Work to do ▸
Return each line containing the string "React".

Raw data ▸
.....

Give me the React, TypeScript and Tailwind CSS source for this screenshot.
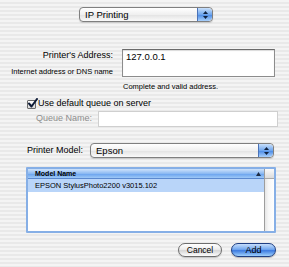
import React from "react";

const stripes =
  "bg-[repeating-linear-gradient(180deg,#f4f4f4_0px,#f4f4f4_2px,#e9e9e9_2px,#e9e9e9_4px)]";

function PopupArrows() {
  return (
    <div className="flex h-full w-[15px] flex-col items-center justify-center gap-[2px] rounded-r-[4px] border-l border-[#4a72b8] bg-[linear-gradient(180deg,#c9e0fb_0%,#6fa6ee_50%,#4f8de6_55%,#a9d0fb_100%)]">
      <svg width="5" height="3" viewBox="0 0 5 3">
        <path d="M2.5 0 L5 3 L0 3 Z" fill="#10223f" />
      </svg>
      <svg width="5" height="3" viewBox="0 0 5 3">
        <path d="M0 0 L5 0 L2.5 3 Z" fill="#10223f" />
      </svg>
    </div>
  );
}

function Popup({ label, width }: { label: string; width: string }) {
  return (
    <div
      className={`${width} flex h-[15px] items-center overflow-hidden rounded-[4px] border border-[#7f7f7f] bg-[linear-gradient(180deg,#ffffff_0%,#f0f0f0_50%,#e4e4e4_55%,#fafafa_100%)] shadow-[0_1px_1px_rgba(0,0,0,0.15)]`}
    >
      <span className="flex-1 pl-[5px] text-[9.5px] leading-[13px] text-black">{label}</span>
      <PopupArrows />
    </div>
  );
}

function Checkbox() {
  return (
    <div className="relative h-[10px] w-[10px]">
      <div className="h-[9px] w-[9px] translate-y-[1px] rounded-[1px] border border-[#6b6b6b] bg-[linear-gradient(180deg,#ffffff,#d8d8d8)]" />
      <svg className="absolute left-[1px] top-[-1px]" width="10" height="10" viewBox="0 0 10 10">
        <path d="M1 5.5 L3.5 8.5 L9 1" fill="none" stroke="#0d1a36" strokeWidth="2" strokeLinecap="round" strokeLinejoin="round" />
      </svg>
    </div>
  );
}

export default function App() {
  return (
    <div
      className={`h-[267px] w-[289px] overflow-hidden ${stripes} font-['Liberation_Sans',Arial,sans-serif] text-black`}
    >
      <div className="flex pl-[79px] pt-[7px]">
        <Popup label="IP Printing" width="w-[134px]" />
      </div>

      <div className="mt-[27px] flex">
        <div className="flex w-[113px] flex-col items-end pt-[1px]">
          <span className="text-[9px] leading-[11px]">Printer's Address:</span>
          <span className="mt-[6px] text-[7.5px] leading-[9px]">Internet address or DNS name</span>
        </div>
        <div className="ml-[9px] h-[28px] w-[153px] border border-[#8c8c8c] border-t-[#6a6a6a] bg-white pl-[3px] pt-[1px] text-[9.5px] leading-[12px] shadow-[inset_0_1px_1px_rgba(0,0,0,0.15)]">
          127.0.0.1
        </div>
      </div>

      <div className="mt-[5px] pl-[123px] text-[7.5px] leading-[9px]">Complete and valid address.</div>

      <div className="mt-[7px] flex items-center pl-[27px]">
        <Checkbox />
        <span className="ml-[1px] text-[9px] leading-[11px]">Use default queue on server</span>
      </div>

      <div className="mt-[2px] flex">
        <span className="ml-[36px] pt-[2px] text-[9px] leading-[11px] text-[#8e8e8e]">Queue Name:</span>
        <div className="ml-[6px] h-[16px] w-[180px] border border-[#cfcfcf] bg-white" />
      </div>

      <div className="mt-[16px] flex">
        <span className="ml-[27px] pt-[2px] text-[9px] leading-[11px]">Printer Model:</span>
        <div className="ml-[7px]">
          <Popup label="Epson" width="w-[184px]" />
        </div>
      </div>

      <div className="ml-[26px] mt-[9px] h-[66px] w-[250px] rounded-[1px] border-2 border-[#86afe6] bg-white">
        <div className="flex h-full">
          <div className="flex flex-1 flex-col">
            <div className="flex h-[10px] items-center justify-between border-b border-[#5b89cf] bg-[linear-gradient(180deg,#cfe3fb_0%,#8dbaf2_50%,#6aa3ee_55%,#9ec9f7_100%)] pl-[7px] pr-[3px]">
              <span className="text-[7px] font-bold leading-[9px]">Model Name</span>
              <svg width="5" height="4" viewBox="0 0 5 4">
                <path d="M2.5 0 L5 4 L0 4 Z" fill="#1e2c44" />
              </svg>
            </div>
            <div className="flex h-[13px] items-center bg-[#b9d5f9] pl-[7px] text-[7.5px] leading-[9px]">
              EPSON StylusPhoto2200 v3015.102
            </div>
            <div className="flex-1 bg-white" />
          </div>
          <div className="flex w-[10px] flex-col border-l border-[#9d9d9d]">
            <div className="h-[10px] border-b border-[#a8a8a8] bg-[linear-gradient(180deg,#fafafa,#dcdcdc)]" />
            <div className="flex-1 bg-[linear-gradient(90deg,#e6e6e6,#f7f7f7_40%,#ffffff)]" />
          </div>
        </div>
      </div>

      <div className="mt-[10px] flex pl-[178px]">
        <div className="flex h-[14px] w-[44px] items-center justify-center rounded-full border border-[#6d6d6d] bg-[linear-gradient(180deg,#ffffff_0%,#ececec_45%,#d6d6d6_55%,#fdfdfd_100%)] text-[8.5px] leading-[10px] shadow-[0_1px_1px_rgba(0,0,0,0.2)]">
          Cancel
        </div>
        <div className="ml-[9px] flex h-[14px] w-[45px] items-center justify-center rounded-full border border-[#1f3f83] bg-[linear-gradient(180deg,#c6defc_0%,#73a8ef_45%,#3d7be0_55%,#9fd0fc_100%)] text-[9px] leading-[10px] shadow-[0_1px_1px_rgba(0,0,0,0.25)]">
          Add
        </div>
      </div>
    </div>
  );
}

.....

Final result ▸
Give me the React, TypeScript and Tailwind CSS source for this screenshot.
import React from "react";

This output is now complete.